Business for his $5.95 hot dogs, $9.95 hamburgers and assorted sundries has slowed to a trickle from the $2,000-$3,000 per day it once was, he says, because of the newer Silicon Valley immigrants.
“Americans and Mexicans stopped here,” he says. “But Indians and Asians shop at Costco and get what they need for the beach.”
Hwang clearly missed the memo on political correctness, and at times makes Rush Limbaugh sound liberal. He doesn’t think the U.S. should have killed Osama bin Laden, since they originally funded him.
Actually, it’s sort of surprising he doesn’t have a show on the local talk radio stations. “I have a lot of strong opinions,” he says. “Too strong for a lot of people.”
Hwang has been written up in the Korean Times and New America Media for a sign he had posted outside the business supporting Korea’s right to Dokdo Island, which was taken by Japan after World War II. The sign was vandalized and is now inside the burger stand.
When Hwang opened the marijuana dispensary, he had big signs promoting it, but was ordered to take them down. He even had someone outside waving a sign.
A 2012 article in the Santa Cruz Sentinel recounts a discussion between Hwang and County Supervisor John Leopold.
“I don’t want to bother anybody,” Hwang said. “They said five people complained. That’s not a complaint. A hundred or 100,000, that’s a complaint.”
He ended up taking the signs down.
TIDBITS FROM THE MOUNTAIN TOP
- The section of Highway 17 to Santa Cruz is named for California Highway Patrol Lt.

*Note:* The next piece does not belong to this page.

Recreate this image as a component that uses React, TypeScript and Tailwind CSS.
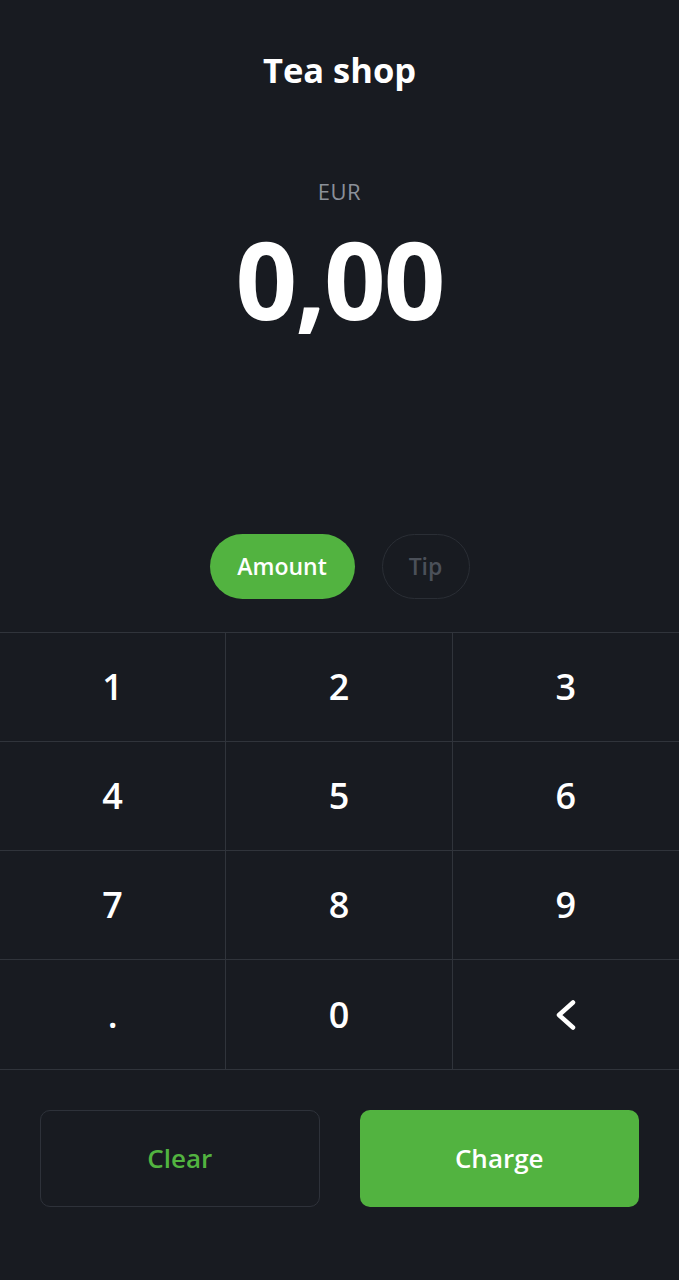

Michael Walker, who was struck and killed by a driver on New Year’s Eve 2005 when he was setting road flares near Glenwood Road to direct cars around an accident.
- The downward slope heading northbound after Patchen Pass is called the “Valley Surprise” because so many cars hit the median.

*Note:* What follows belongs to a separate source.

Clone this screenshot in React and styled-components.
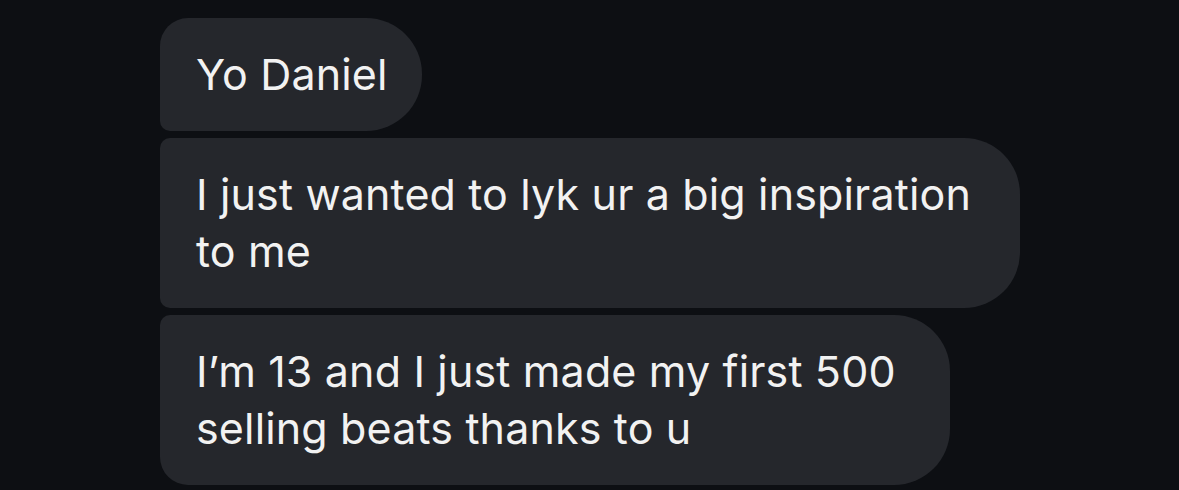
import styled, { createGlobalStyle } from "styled-components";

const GlobalStyle = createGlobalStyle`
  html, body {
    margin: 0;
    background: #0d0f13;
  }
`;

const Thread = styled.div`
  display: flex;
  flex-direction: column;
  align-items: flex-start;
  gap: 7px;
  padding: 18px 0 0 160px;
  min-height: 490px;
  box-sizing: border-box;
  font-family: Inter, "Noto Sans", sans-serif;
`;

const Bubble = styled.div`
  background: #25272c;
  color: #f2f2f2;
  font-size: 43px;
  line-height: 57px;
  letter-spacing: 0.15px;
  padding: 28px ${(p) => p.$padRight || 49}px 28px 36px;
  white-space: nowrap;
  border-radius: ${(p) => (p.$first ? 28 : 10)}px 56px 56px
    ${(p) => (p.$last ? 28 : 10)}px;
`;

export default function App() {
  return (
    <>
      <GlobalStyle />
      <Thread>
        <Bubble $first $padRight={34}>Yo Daniel</Bubble>
        <Bubble>
          I just wanted to lyk ur a big inspiration
          <br />
          to me
        </Bubble>
        <Bubble $last $padRight={54}>
          I’m 13 and I just made my first 500
          <br />
          selling beats thanks to u
        </Bubble>
      </Thread>
    </>
  );
}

- On the south side of Patchen Pass is the only billboard in Santa Cruz County and on Highway 17. It’s owned by John Prentice, who used to be co-owner of Ocean Honda and now owns several car-racing companies. He only rents it to people who also buy sponsorships with his racing team and he donates the space to charities. “It’s the best advertising you can buy,” he says. “You can’t TIVO past it; you can’t look away.” It’s already booked up through 2016.
- Some say there is a ghost—a weeping woman—at the Summit, according to John Weatherman. He’s never seen her.
- Weatherman says he was told by UCSC researchers that mountain lions breed along the slopes west of the Summit, just behind his business. They want to build a culvert across Highway 17 to protect them.
- Supervisor John Leopold says there has long been talk of building a transit stop that would include a bridge between the two sides of 17 at the Summit, but it would be a multimillion-dollar project.
- Walt Hoefel had a permit to put a gas station at the Summit, but was denied permission to build a service station with it, so he declined.